Switzerland | In Geneva, the billionaire Pierre Castel had registered under the name Jesus Castel. For 30 years, the Swiss taxman was clueless. Then he realised his mistake after reading the press.

In July 2022, the Administrative Chamber of the Geneva Court ruled that Pierre Castel, the most famous French tax exile and 12th richest person in Switzerland, would have to pay CHF 415 million (USD 450 million) in back taxes and fines.

However, the ruling and the amount claimed in full only became public in October, when the Swiss news outfit, Gotham City, found it published on the court’s website. The document obliquely referred to Mr Castel as a “French national of Spanish origin”, born in 1926, who “had left France to settle in Switzerland” and registered “in the commercial register of the canton of Geneva in 1981”. The Gotham City sleuths immediately put two and two together. To their surprise, the court removed the judgment from the website, the day after Gotham City’s article appeared. When it came back online eventually, the full amount had been deleted.

The judgement immediately became a scandal. Not just in terms of the phenomenal sum of money. It also raised the question as to why the Geneva tax authorities had failed to probe into Mr Castel’s tax declarations for so long?

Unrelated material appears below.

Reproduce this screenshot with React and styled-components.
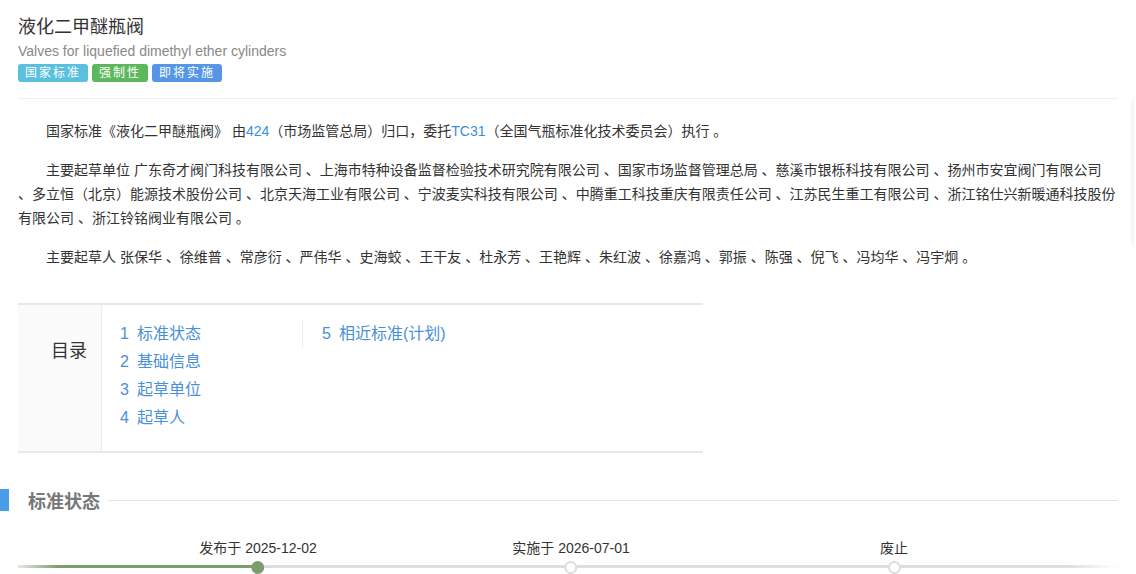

The taxman’s feeble explanation runs that Mr Castel, 96, had registered under his birthname Jesus – and not his given name Pierre – after he moved to Switzerland in 1981 following the election of President Francois Mitterrand, a socialist.

It pays to read the press

It is incredible that Mr Castel’s true identity was only revealed to the taxman through press articles, which put him at the helm of a sprawling network of more than 215 companies in 40 countries. What propelled the authorities into action in 2017 was that none of this was reflected in his tax filings.

Alas, by that stage, they could only open proceedings for the years 2007 to 2011, due to the limitation period.

While it is true that Mr Castel has built one of Europe’s most secretive fortunes, this does not mean that he has remained in the shadows. He is a well-known industry personality, not least thanks to his vast beer and beverage business in Africa, which is the group’s real money maker. By entering into the African markets in the early 1950s, Mr Castel managed to obtain quasi-monopolies in several countries. The business was built through a mixture of privatised, acquired and newly-built breweries that produce and distribute dozens of popular local brands.

The African business, nowadays spearheaded by sons of Mr Castel’s late sister Pilar, has a longstanding venture with AB-InBev (inherited from SABMiller). Until last year, the group was also a major Coca-Cola bottler. In July 2022, it acquired Diageo’s Guinness business in Cameroon for GBP 389 million (USD 460 million).

No paper trails

Talk to insiders and they will tell you that, even in old age, Mr Castel would be visiting his breweries in Africa, hobnobbing with the countries’ Big Men, and sealing deals with his word and a handshake.

Pierre Castel denies any attempt at tax evasion. (Image: Jon Tyson on Unsplash)

Mr Castel was also outspoken. In a rare interview, Castel once said that France was “dangerous, both financially and economically” because of its high taxation. Commenting on his 2001 cross-shareholding deal with South Africa’s SAB in Africa, he argued: “It is better to have an undisputed monopoly than to be weakened by competition.” Obviously, this did not go down well with the antitrust watchdogs. But there was nothing they could do.

As to the group’s corporate structure, its ownership, and who would take over from Mr Castel – at least four of his nephews have key roles at the top of the group, and he also has a daughter – very little was known. The term most frequently heard was: “byzantine”. In a study for the Association Survie, an NGO, the researcher Olivier Blamangin argues that the group has “set up a sophisticated system of companies and holdings domiciled in tax havens, [...] which makes it possible to channel profits to the currently most attractive offshore locations.” An organigram of Groupe Castel (in French) was published on the website swissinfo.ch on 8 January.

Building safeguards against a sale

Mr Castel founded Groupe Castel with four of his eight siblings in 1949. The group is one of the world’s biggest wine producers and traders, the second-largest brewer in Africa and the owner of a chain of 500 wine stores across France, called Nicolas. The group has an annual revenue of about EUR 4.4 billion (USD 4.8 billion) and a global workforce of 32,000 people. Swiss media put Mr Castel’s wealth at CHF 13 billion to CHF 14 billion (USD 15 billion).

In order to protect his company from a sale and a breakup, Mr Castel, in 1992, transferred his shares to a Liechtenstein foundation, SCOMAF. In 2009, the foundation shifted the ownership of the holding company, Cassiopée Limited, which comprises the entire share capital of the Groupe Castel, to a fund in Singapore, the Investment Beverage Business Fund. People familiar with Mr Castel’s thinking told Bloomberg that his succession plan was prepared many years ago and that his deep desire is for the group to remain family-owned and independent.

While Mr Castel’s lawyers argue that he removed himself as owner of the group in 1992, the court ruling found there was insufficient proof. The Swiss suspect that the patriarch has retained control throughout and, what is more, received very high dividends via the Liechtenstein and Singapore entities.

Mr Castel denies any attempt at tax evasion. In December, the Swiss Federal Supreme Court upheld the judgement. Media say that so far, Mr Castel has only agreed to repay the sum he owes for 2009. Another procedure, which covers the years 2010 and 2011, is still underway.